L’epilogo di questo giallo filosofico diventa sconcertante quando ci si accorge che lo scrigno contenente le Tavole dei Destini, deposto sul palmo della mano di Enlil, non si apre. Uno sconforto totale assale tutti! Ma quando Aslelia disvela la tunica e porge al sacerdote di Enlil il suo scrigno nascosto tutti si accorgono che potrebbe essere quello originale, con un balzo felino il sacerdote lo afferra e lo pone sulla mano del Dio ed ecco: si ode un clic liberatorio e lo scrigno si apre! Gli Dèi sono felici di aver recuperato le tavole bastando per essi la coscienza del semplice possesso per operare nella realtà. Ma i ragazzi sono un po’ delusi.
Aslelia se ne fa una ragione avendo ricevuto dal sacerdote un pregevole diadema ma Filiberto deve affrontare lo sconforto struggente della fine di un amore impossibile fra persone di cultura e lingue diverse nonostante gli sforzi di Marianna per tentare una mediazione; l’unico ricordo di un amore. Platonico è lo scambio di regali: Filiberto regala la matita preziosa alla sua Aslelia e da lei riceve l’unico gioiello che non aveva rubato in vita sua avendolo avuto dal padre in punto di morte.

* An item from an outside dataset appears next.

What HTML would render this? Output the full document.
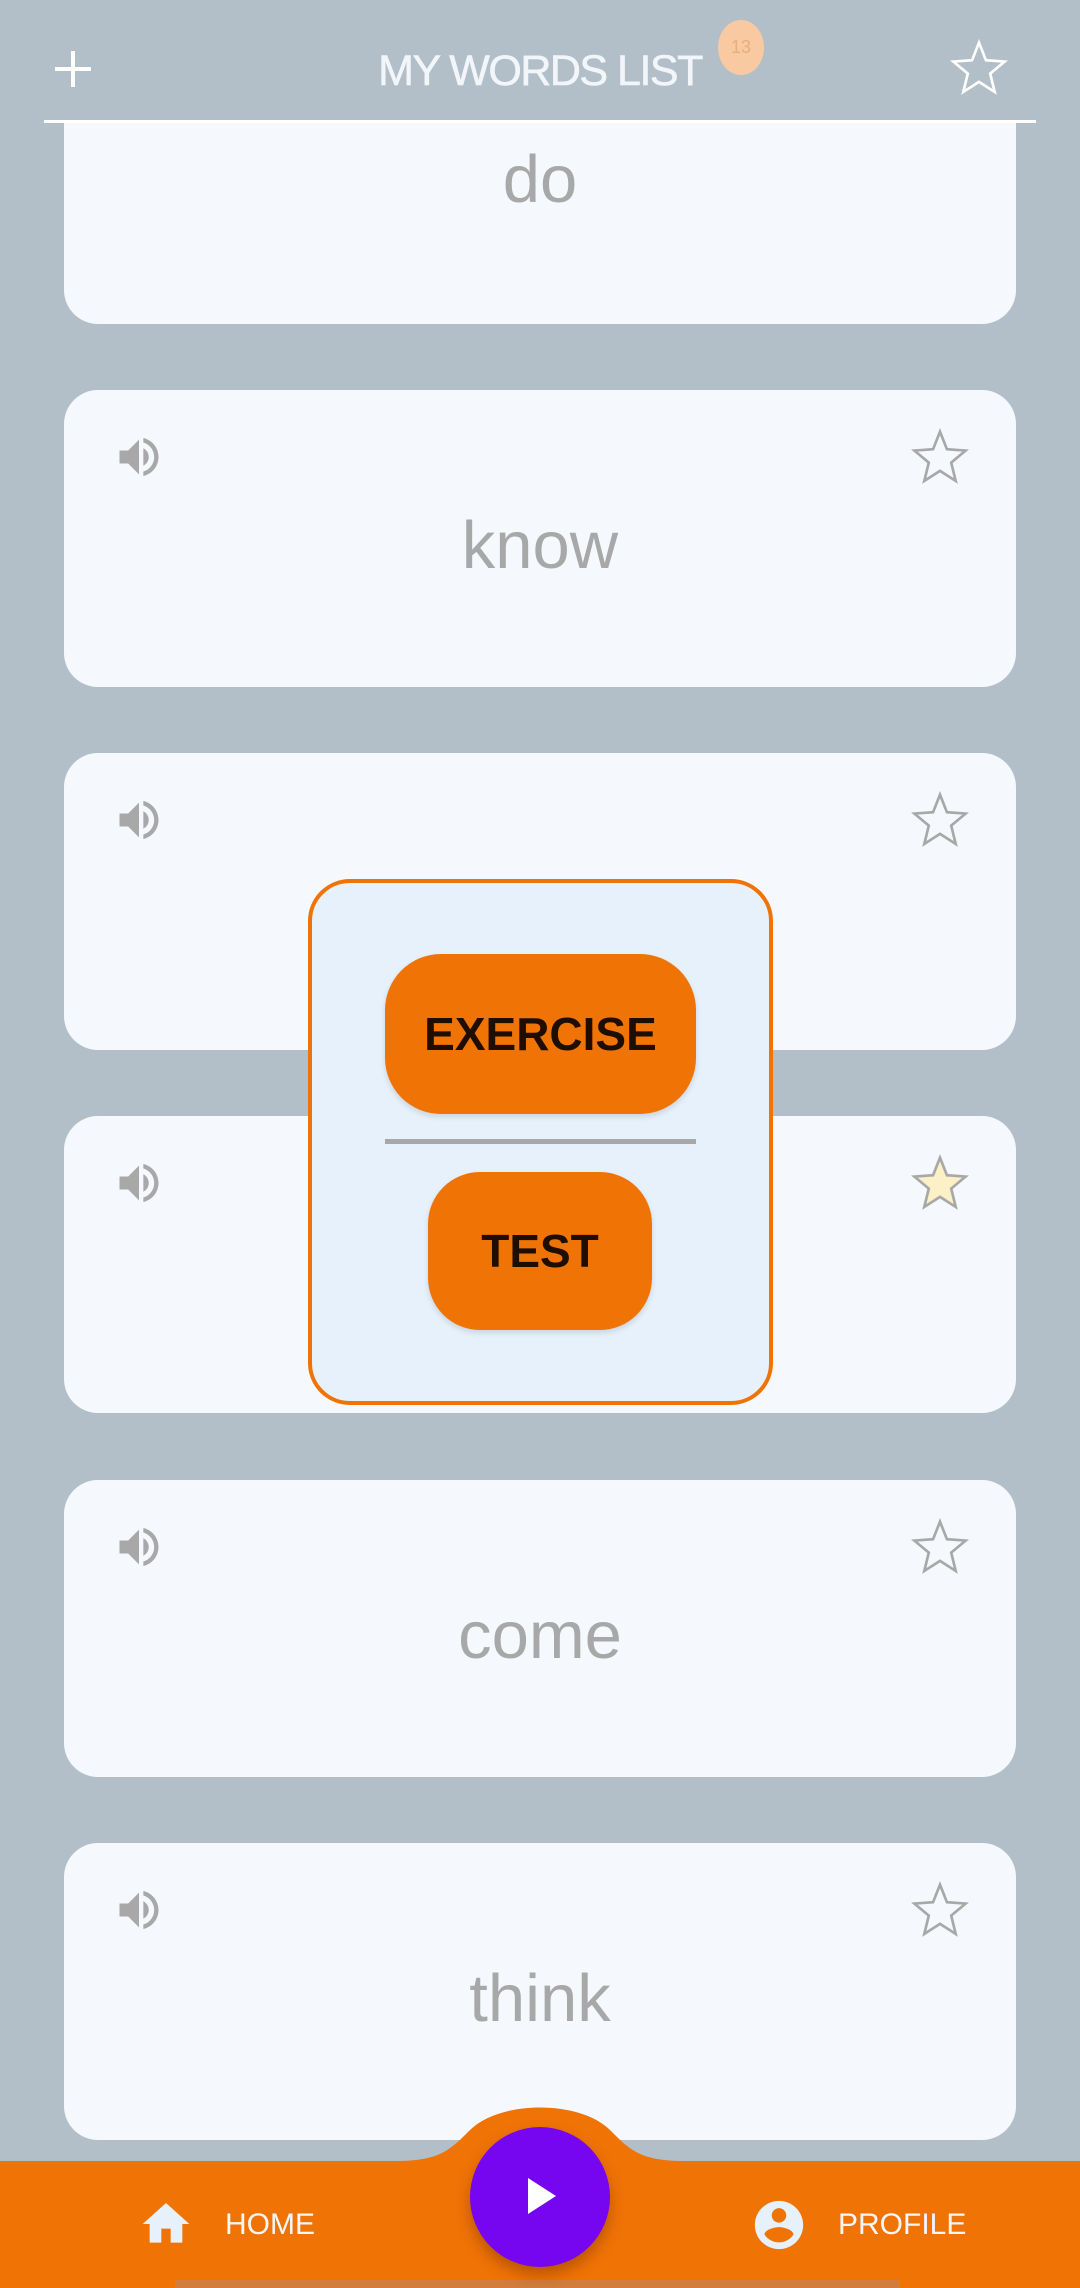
<!DOCTYPE html>
<html><head><meta charset="utf-8">
<style>
*{margin:0;padding:0;box-sizing:border-box}
body{width:1080px;height:2288px;background:#b2bfc8;position:relative;overflow:hidden;font-family:"Liberation Sans",sans-serif}
.card{position:absolute;left:64px;width:952px;height:297px;background:#f5f9fe;border-radius:34px}
.word{position:absolute;left:0;right:0;top:116px;text-align:center;font-size:67px;color:#a8a8a8;line-height:80px}
.spk{position:absolute;left:49px;top:41px;width:52px;height:52px}
.st{position:absolute;left:844px;top:35px;width:64px;height:64px}
.btn{position:absolute;background:#f07306;color:#1e0e00;font-weight:bold;font-size:46px;text-align:center;border-radius:60px;box-shadow:0 3px 6px rgba(0,0,0,.12)}
</style></head><body>
<svg width="0" height="0" style="position:absolute"><defs>
<symbol id="spk" viewBox="0 0 24 24"><path fill="#a8a8a8" d="M3 9v6h4l5 5V4L7 9H3zm13.5 3c0-1.770-1.02-3.29-2.5-4.03v8.05c1.48-.73 2.5-2.25 2.5-4.02zM14 3.23v2.06c2.89.86 5 3.54 5 6.71s-2.110 5.85-5 6.71v2.06c4.01-.91 7-4.49 7-8.77s-2.99-7.86-7-8.77z"/></symbol>
<symbol id="star" viewBox="0 0 24 24"><path d="M12 2.5l2.6 6.6 7 .5-5.4 4.5 1.7 6.9L12 17.2 6.1 21l1.7-6.9L2.4 9.6l7-.5z" stroke-linejoin="miter"/></symbol>
</defs></svg>

<div class="card" style="top:60px;height:264px;border-radius:0 0 34px 34px"><div class="word" style="top:80px">do</div></div>
<div class="card" style="top:390px"><svg class="spk"><use href="#spk"/></svg><svg class="st" fill="none" stroke="#a8a8a8" stroke-width="1"><use href="#star"/></svg><div class="word">know</div></div>
<div class="card" style="top:753px"><svg class="spk"><use href="#spk"/></svg><svg class="st" fill="none" stroke="#a8a8a8" stroke-width="1"><use href="#star"/></svg></div>
<div class="card" style="top:1116px"><svg class="spk"><use href="#spk"/></svg><svg class="st" fill="#fbf0c6" stroke="#a8a8a8" stroke-width="1"><use href="#star"/></svg></div>
<div class="card" style="top:1480px"><svg class="spk"><use href="#spk"/></svg><svg class="st" fill="none" stroke="#a8a8a8" stroke-width="1"><use href="#star"/></svg><div class="word">come</div></div>
<div class="card" style="top:1843px"><svg class="spk"><use href="#spk"/></svg><svg class="st" fill="none" stroke="#a8a8a8" stroke-width="1"><use href="#star"/></svg><div class="word">think</div></div>

<!-- header -->
<div style="position:absolute;left:0;top:0;width:1080px;height:121px;background:#b2bfc8"></div>
<div style="position:absolute;left:44px;top:120px;width:992px;height:3px;background:#fff"></div>
<div style="position:absolute;left:55px;top:67px;width:36px;height:4px;background:#fff"></div>
<div style="position:absolute;left:71px;top:51px;width:4px;height:36px;background:#fff"></div>
<div style="position:absolute;left:0;right:0;top:47px;text-align:center;color:#f2f6fa;font-size:43px;letter-spacing:-1.5px;-webkit-text-stroke:0.6px #f2f6fa">MY WORDS LIST</div>
<div style="position:absolute;left:718px;top:20px;width:46px;height:55px;border-radius:50%;background:#f9caa1;color:#e7ae80;font-size:18px;text-align:center;line-height:55px">13</div>
<svg style="position:absolute;left:947px;top:36px;width:64px;height:64px" fill="none" stroke="#fff" stroke-width="1"><use href="#star"/></svg>

<!-- popup -->
<div style="position:absolute;left:308px;top:879px;width:465px;height:526px;background:#e6f1fc;border:4px solid #f07306;border-radius:42px"></div>
<div class="btn" style="left:385px;top:954px;width:311px;height:160px;line-height:160px;border-radius:56px">EXERCISE</div>
<div style="position:absolute;left:385px;top:1139px;width:311px;height:5px;background:#a8a8a8"></div>
<div class="btn" style="left:428px;top:1172px;width:224px;height:158px;line-height:158px;border-radius:52px">TEST</div>

<!-- bottom nav -->
<svg style="position:absolute;left:0;top:2100px" width="1080" height="188">
<path fill="#f07306" d="M0 61 H395 C440 61 450 50 470 30 C500 0 580 0 610 30 C630 50 640 61 685 61 H1080 V188 H0Z"/>
<rect x="175" y="180" width="725" height="8" fill="#d27d3c"/>
</svg>
<div style="position:absolute;left:470px;top:2127px;width:140px;height:140px;border-radius:50%;background:#7605f0;box-shadow:0 8px 14px rgba(120,50,0,.45)"></div>
<svg style="position:absolute;left:525px;top:2178px" width="34" height="36"><path d="M3 0 L31 18 L3 36Z" fill="#fff"/></svg>
<svg style="position:absolute;left:138px;top:2196px" width="56" height="56" viewBox="0 0 24 24"><path fill="#e6f1fc" d="M10 20v-6h4v6h5v-8h3L12 3 2 12h3v8z"/></svg>
<div style="position:absolute;left:225px;top:2208px;color:#f2f6fa;font-size:30px">HOME</div>
<svg style="position:absolute;left:750px;top:2196px" width="58" height="58" viewBox="0 0 24 24"><path fill="#e6f1fc" d="M12 2C6.480 2 2 6.48 2 12s4.48 10 10 10 10-4.48 10-10S17.52 2 12 2zm0 3c1.66 0 3 1.34 3 3s-1.34 3-3 3-3-1.34-3-3 1.34-3 3-3zm0 14.2c-2.5 0-4.71-1.28-6-3.22.03-1.99 4-3.08 6-3.08 1.99 0 5.970 1.09 6 3.08-1.29 1.94-3.5 3.22-6 3.22z"/></svg>
<div style="position:absolute;left:838px;top:2208px;color:#f2f6fa;font-size:30px">PROFILE</div>
</body></html>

Ritornati nella routine della vita quotidiana dei loro cascinali dopo qualche tempo i ragazzi scoprono di nuovo dei cerchi nel grano ma questa volta i medaglioni all’interno erano di forma triangolare con raffigurata l’immagine del Dio Anubis protettore delle necropoli Egiziane e inventore delle mummificazioni e decidono, non senza qualche esitazione all’inizio, di avventurarsi ancora in un altro viaggio.
È in questa decisione dei ragazzi che si scopre la risoluzione di questo giallo filosofico. Essi hanno scoperto che il contenuto assoluto delle Tavole non si nasconde all’interno dello scrigno ma nel processo storico affrontato per scoprirlo e che viene simboleggiato mirabilmente da quel simbolo del cerchio del tempo che conchiude nella sua area il complesso delle relazioni umane storicamente vissute e che oltre il limite della sua circonferenza va allargando progressivamente le relazioni umane che si propone di vivere nel futuro.
Ringrazio l’autrice di questo libro bellissimo e aspetto fiducioso il prossimo sulla mitologia della Civiltà Egizia.